The Shepherds and the Kings were not disturbed or confused or horrified that the infant King of Kings was lying in a manger in a barn surrounded by animals and their sounds and smells. The Shepherds and Kings model compassion. The Buddha experienced profound suffering with compassion and went on to sit beneath the Bodhi Tree teaching and radiating compassion. 

 

With compassion, there may be co-suffering or co-joy but there is no identification or attachment. The comforting that compassion offers is the understanding of karma and destiny. Compassion, grounded in safety, calmness, and clarity reveres the meaning and purpose in the drama without dramatizing it. 

 

Compassion is the experience of I-consciousness of self to the I-consciousness of the other. Compassion celebrates and nurtures the process of becoming, regardless of circumstances in space and time.

 

Empathy and sympathy exist but they cannot rule as they are mere identifications and reactions. Compassion is understanding beyond identification and reactions. Compassion is ever-present love beyond all differences.

 

Just before I began writing this message, I received an email from a client who has been struggling with her maternal empathy and sympathy for her adult children. Here is what she wrote: 

 

“You instructed me to “write and write” on Christmas afternoon after the family dispersed about the distinction between caregiving and loving. I wrote four pages – would you like to read it? 

 

It worked. I understand now. I’m behaving and feeling differently. I feel the support of the Holy Nights and it is such a miracle. I want more! “

 

Yes, we must all explore through words, images, movement and all other forms of exploration to understand the difference of love as caregiving motivated by empathy and sympathy and love as understanding motivated by compassion.

 

Compassion always empowers and leaves others free. Compassion surrounds with divine wisdom and serves the unfolding meaning and purpose even when the process is through darkness. Compassion is always full of Light!

 

Take a cleansing breath and then speak these five phrases. 

 

I am Spiritually Safe. I feel Holy Calm. 

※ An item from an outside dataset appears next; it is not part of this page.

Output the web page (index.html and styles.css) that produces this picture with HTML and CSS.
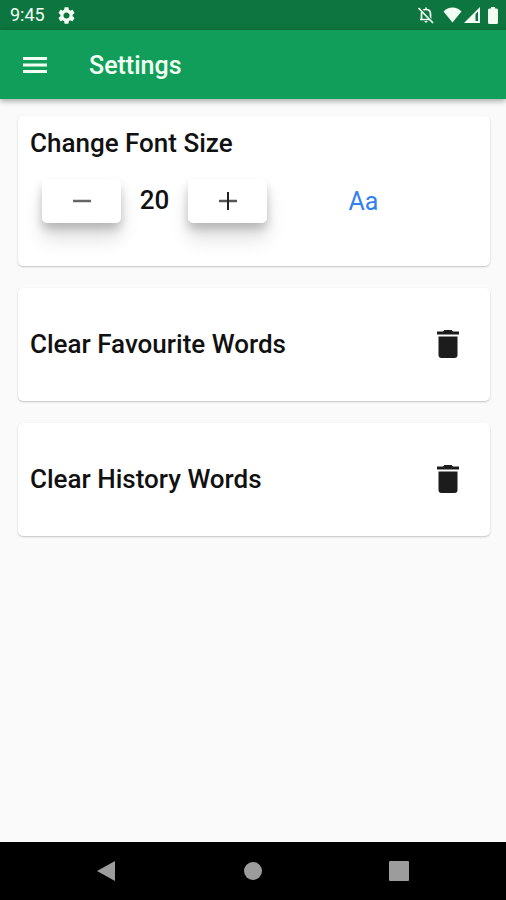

I want you to be Spiritually Safe. I want you to feel Holy Calm. 

Facing the unknown future, You and I are Spiritually Safe and feel the peace of Holy Calm. 

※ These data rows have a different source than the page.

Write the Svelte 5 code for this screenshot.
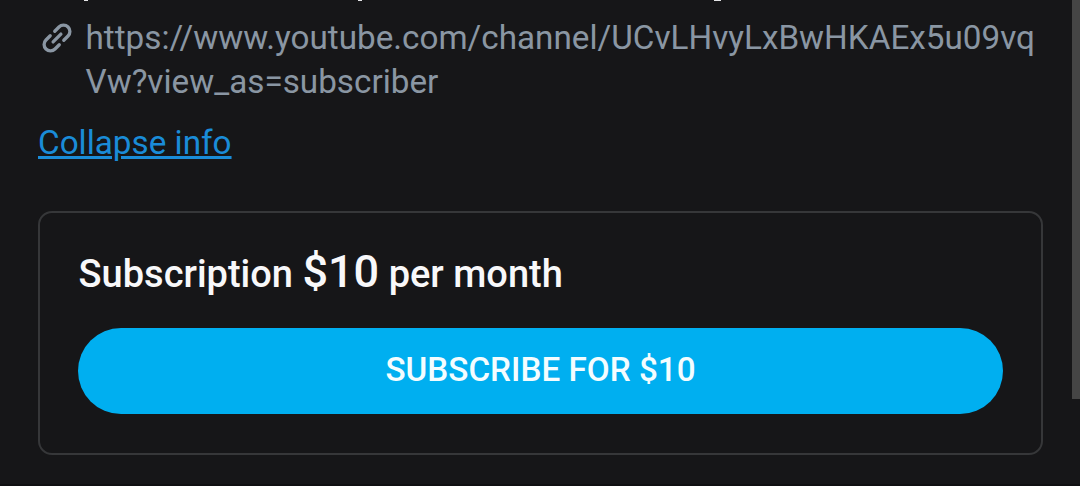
<script>
    let link = 'https://www.youtube.com/channel/UCvLHvyLxBwHKAEx5u09vqVw?view_as=subscriber';
    let price = 10;

    // left edge and width of every descender left over from the scrolled line
    let tails = [[84, 4], [358, 4], [714, 7]];
</script>

<div class="page">
    <main>
        <div class="scrolled">
            {#each tails as [x, w]}
                <i style="left: {x}px; width: {w}px"></i>
            {/each}
        </div>
        <div class="link">
            <svg width="38" height="38" viewBox="0 0 38 38" fill="none" stroke="#8a96a3" stroke-width="3.3" stroke-linecap="round">
                <g transform="translate(19 19) rotate(-45)">
                    <path d="M-3.2 -6.4H-9.2A6.4 6.4 0 0 0 -9.2 6.4H-3.2"/>
                    <path d="M3.2 -6.4H9.2A6.4 6.4 0 0 1 9.2 6.4H3.2"/>
                    <path d="M-5.5 0H5.5"/>
                </g>
            </svg>
            <span>{link}</span>
        </div>
        <button class="collapse">Collapse info</button>
        <section>
            <h2>Subscription <b>${price}</b> per month</h2>
            <button class="subscribe">SUBSCRIBE FOR ${price}</button>
        </section>
    </main>
    <div class="scrollbar"></div>
</div>

<style>
    :global(body){
        background-color: #161618;
    }
    .page{
        box-sizing: border-box;
        display: flex;
        justify-content: space-between;
        align-items: flex-start;
        height: 486px;
        overflow: hidden;
        font-family: Roboto, sans-serif;
        color: #f8f8fa;
        background-color: #161618;
        border-bottom: 2px solid #101012;
    }
    main{
        width: 1005px;
        padding-left: 38px;
    }
    .scrolled{
        height: 16px;
    }
    .scrolled i{
        position: absolute;
        top: 0;
        height: 1px;
        background-color: #e4e4e6;
    }
    .link{
        display: flex;
        gap: 9.5px;
        font-size: 33.25px;
        line-height: 44px;
        color: #8a96a3;
    }
    .link svg{
        flex: none;
        margin-top: 3px;
    }
    .link span{
        width: 957px;
        word-break: break-all;
    }
    button{
        display: block;
        padding: 0;
        border: none;
        font-family: inherit;
    }
    .collapse{
        margin-top: 17px;
        font-size: 33.25px;
        line-height: 44px;
        color: #1a8cd8;
        background: none;
        text-decoration: underline;
        text-decoration-thickness: 3px;
    }
    section{
        box-sizing: border-box;
        height: 244px;
        margin-top: 46px;
        padding: 33px 38px 0;
        border: 2px solid #363739;
        border-radius: 14px;
    }
    h2{
        margin: 0;
        padding-left: 0.6px;
        font-size: 38px;
        line-height: 52px;
        font-weight: 500;
    }
    h2 b{
        font-size: 45px;
        font-weight: 500;
    }
    .subscribe{
        width: 100%;
        height: 86px;
        margin-top: 28px;
        padding-bottom: 3px;
        border-radius: 43px;
        font-size: 33.25px;
        font-weight: 500;
        color: #f4fdff;
        background-color: #00aff0;
    }
    .scrollbar{
        width: 8px;
        height: 399px;
        background-color: #454545;
    }
</style>
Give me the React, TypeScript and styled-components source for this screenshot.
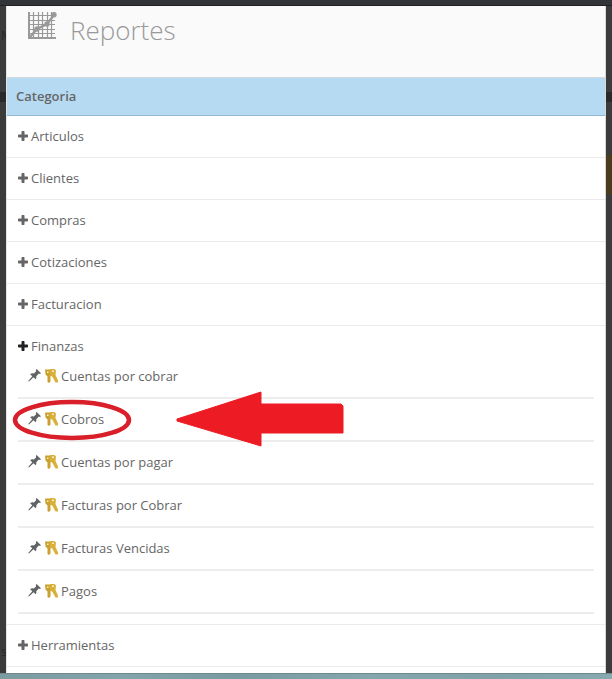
import React from "react";
import styled, { createGlobalStyle } from "styled-components";

const GlobalStyle = createGlobalStyle`
  * { box-sizing: border-box; }
  body {
    margin: 0;
    background: #3b3b3b;
    color: #666;
    font: 13px/20px "Open Sans", sans-serif;
  }
`;

const Page = styled.div`
  display: flex;
  flex-direction: column;
  min-height: 100vh;
`;

const TopBar = styled.div`
  height: 6px;
  background: #31353a;
  border-bottom: 1px solid #221f22;
`;

const Body = styled.div`
  flex: 1;
  display: grid;
  grid-template-columns: 6px minmax(0, 1fr) 6px;
`;

const Gutter = styled.div`
  display: flex;
  flex-direction: column;
  overflow: hidden;
  background: #3b3b3b;
  color: #282828;
`;

const Block = styled.div<{ $height: number; $tone?: string }>`
  height: ${(p) => p.$height}px;
  flex: none;
  background: ${(p) => p.$tone ?? "transparent"};
`;

const Peek = styled.span`
  flex: none;
  height: 20px;
  padding-left: 1px;
  overflow: hidden;
`;

const Panel = styled.main`
  background: #fff;
  border-left: 1px solid #e4e4e4;
  border-right: 1px solid #d8d8d8;
`;

const Header = styled.header`
  display: flex;
  align-items: flex-start;
  gap: 13px;
  height: 72px;
  padding: 6px 21px 0;
  background: #fafafa;
  border-bottom: 1px solid #d3dade;
  color: #999;
`;

const Title = styled.h1`
  margin: 0;
  font-size: 26px;
  line-height: 36px;
  font-weight: 300;
`;

const CategoryHead = styled.h2`
  margin: 0;
  height: 38px;
  padding: 0 9px;
  background: #b5daf2;
  border-bottom: 1px solid #8fb9d6;
  font-size: 13px;
  line-height: 37px;
  font-weight: 600;
`;

const List = styled.ul`
  margin: 0;
  padding: 0;
  list-style: none;
`;

const Category = styled.li<{ $open: boolean }>`
  padding: 10px 11px ${(p) => (p.$open ? 10 : 11)}px;
  border-bottom: 1px solid #ebebeb;
`;

const Toggle = styled.button<{ $open: boolean }>`
  display: flex;
  align-items: center;
  gap: 2px;
  padding: 0;
  border: 0;
  background: none;
  color: #666;
  font: inherit;
  cursor: pointer;

  svg { color: ${(p) => (p.$open ? "#222" : "#666")}; }
`;

const Reports = styled(List)`
  position: relative;
`;

const Report = styled.li`
  height: 43px;
  padding: 10px 10px 0;
  border-bottom: 2px solid #ededed;
`;

const ReportLink = styled.a`
  display: inline-flex;
  align-items: center;
  gap: 3px;
  color: #666;
  text-decoration: none;
`;

const Marker = styled.svg`
  position: absolute;
  top: 33px;
  left: -8px;
  pointer-events: none;
`;

const Footer = styled.footer`
  height: 6px;
  background: linear-gradient(90deg, #7b9ba1, #82a4ab 20%, #789aa1 38%, #84a7ae 60%, #80a1a8 80%, #87a9b0);
  border-top: 1px solid #71888d;
`;

const ChartIcon = () => (
  <svg width="29" height="28" viewBox="0 0 29 28" fill="none" stroke="#999" aria-hidden="true">
    <path d="M1 0v27" strokeWidth="2" />
    <path d="M0 26H28" strokeWidth="2" />
    <path d="M5.500 0v26M10.500 0v26M14.500 0v26M19.500 0v26M23.500 0v26M2 3.500h25M2 8.500h25M2 12.500h25M2 17.500h25M2 21.500h25" strokeWidth="1.200" />
    <path d="M2 25L9 17L19 12L26 3" strokeWidth="2.400" />
    <g fill="#999" stroke="none">
      <circle cx="9" cy="17" r="2.700" />
      <circle cx="19" cy="12" r="2.700" />
      <circle cx="26" cy="2.700" r="2.700" />
    </g>
  </svg>
);

const PlusIcon = () => (
  <svg width="11" height="10" viewBox="0 0 11 10" fill="currentColor" aria-hidden="true">
    <path d="M4.200 0H5.800Q6.500 0 6.500 .7V3.500H9.300Q10 3.500 10 4.200V5.800Q10 6.500 9.300 6.500H6.500V9.300Q6.500 10 5.800 10H4.200Q3.500 10 3.500 9.300V6.500H.7Q0 6.500 0 5.800V4.200Q0 3.500.7 3.500H3.500V.7Q3.500 0 4.200 0Z" />
  </svg>
);

const PinIcon = () => (
  <svg width="14" height="14" viewBox="0 0 14 14" fill="#606364" aria-hidden="true">
    <path d="M8.600 0L13 4.200L12 5L10.800 4.600L8.300 7.200Q8.800 9.200 7.600 10.300L5.500 8.300L1 12.500L.2 12L4.300 7.300L2.100 5.200Q3.900 3.800 5.900 4.600L8.200 2.200L7.800 1Z" />
  </svg>
);

const KeysIcon = () => (
  <svg width="13" height="14" viewBox="0 0 13 14" aria-hidden="true">
    <path d="M0 .5H5.500L7 5L5.500 7V12.500L4 14L2.500 13V7.500L.5 5.500Z" fill="#caa12f" />
    <path d="M5 0H9.500L11 1.500L10.500 6L13 11.500V13.500H10.500L7.500 8L5 6L4.500 2Z" fill="#dbb03a" />
    <rect x="2" y="2.500" width="1.500" height="1.500" fill="#f7edcc" />
    <rect x="7" y="1.500" width="2" height="1.500" fill="#f7edcc" />
  </svg>
);

const reports = [
  "Cuentas por cobrar",
  "Cobros",
  "Cuentas por pagar",
  "Facturas por Cobrar",
  "Facturas Vencidas",
  "Pagos",
];

const categories: { name: string; reports?: string[] }[] = [
  { name: "Articulos" },
  { name: "Clientes" },
  { name: "Compras" },
  { name: "Cotizaciones" },
  { name: "Facturacion" },
  { name: "Finanzas", reports },
  { name: "Herramientas" },
];

const Highlight = () => (
  <Marker width="340" height="60" viewBox="0 0 340 60" aria-hidden="true">
    <ellipse cx="62" cy="31" rx="57" ry="18" fill="none" stroke="#d91f2a" strokeWidth="4.500" />
    <path d="M167 30L251 3V15H331L333 17V44H251V57L167 32Z" fill="#ed1c24" stroke="#ed1c24" strokeLinejoin="round" />
  </Marker>
);

export default function App() {
  return (
    <>
      <GlobalStyle />
      <Page>
        <TopBar />
        <Body>
          <Gutter aria-hidden="true">
            <Block $height={19} />
            <Peek>M</Peek>
            <Block $height={47} />
            <Block $height={10} $tone="#292929" />
            <Block $height={539} />
            <Peek>s</Peek>
          </Gutter>
          <Panel>
            <Header>
              <ChartIcon />
              <Title>Reportes</Title>
            </Header>
            <CategoryHead>Categoria</CategoryHead>
            <List>
              {categories.map((category) => (
                <Category key={category.name} $open={!!category.reports}>
                  <Toggle type="button" $open={!!category.reports} aria-expanded={!!category.reports}>
                    <PlusIcon />
                    {category.name}
                  </Toggle>
                  {category.reports && (
                    <Reports>
                      {category.reports.map((name) => (
                        <Report key={name}>
                          <ReportLink href="#">
                            <PinIcon />
                            <KeysIcon />
                            {name}
                          </ReportLink>
                        </Report>
                      ))}
                      <Highlight />
                    </Reports>
                  )}
                </Category>
              ))}
            </List>
          </Panel>
          <Gutter aria-hidden="true">
            <Block $height={86} />
            <Block $height={10} $tone="#292929" />
            <Block $height={53} />
            <Block $height={39} $tone="#4a3c1c" />
          </Gutter>
        </Body>
        <Footer />
      </Page>
    </>
  );
}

With spiritual clarity, I see myself, I see you, I step into the future.

Holy compassion opens me up to right relationship to all differences. I love you with holy compassion.

I dance with all differences.

 

Of course, you can compose your own Holy Nights verse. Please share it.

Everything and everyone can fall apart or be driven to extremes, which means everything and everyone needs the kindness of containment.

 

When part of me explodes into pieces, other parts of me kindly hold the shattered part of me together, gather up the pieces and sing me back together. I contain myself.

 

When my thoughts or feelings get too active, too fierce, too complex, some part of me that is beyond my dramas, wraps my soul in stillness, softness and simplicity. I contain myself.

 

But sometimes, when it is all too much, too intense, too big an explosion, too many pieces, I need a little help from a friend or the gods or art, or nature or my sense of a different future. I seek the kindness of containment.

 

When I am containing, I don’t become a container like a jar or a chest used for storage…I am a force for containment. This force is a dynamic balance both tender and powerful like the balance between a parachute and gravity when you leap from a plane. Containment slows and grounds a process.  How wonderful to ask yourself if what is going on needs the slowing power of a parachute or the grounding power of gravity.

 

What in your thinking, feeling or will, if not contained, would be destructive, dangerous, chaotic, or out of control. What in your sense of self would become egotism if not contained? Can you see what needs to be contained in others and are you able to contain them kindly?

 

Containment offers the right space, the right span of time, the right mood, the right organization, the right meaning, the right purpose. Containment allows for focus and creativity.

 

Containment does not condemn, reject or repress. It is not an indifferent or isolating cave, closet, or cage. It is not confinement or an off switch.

 

Like cultivation, containment often appears as the right question, the right observation, the right admonition. Containment is beautiful and harmonious.

 

We never stop needing the kindness of containment. We always need to feel that beyond our own boundaries, there is something of extraordinary kindness that cools, soothes, orders, and encompasses.

 

Tonight let your soul contemplate your relationship to the kindness of containment, to being contained and to containing.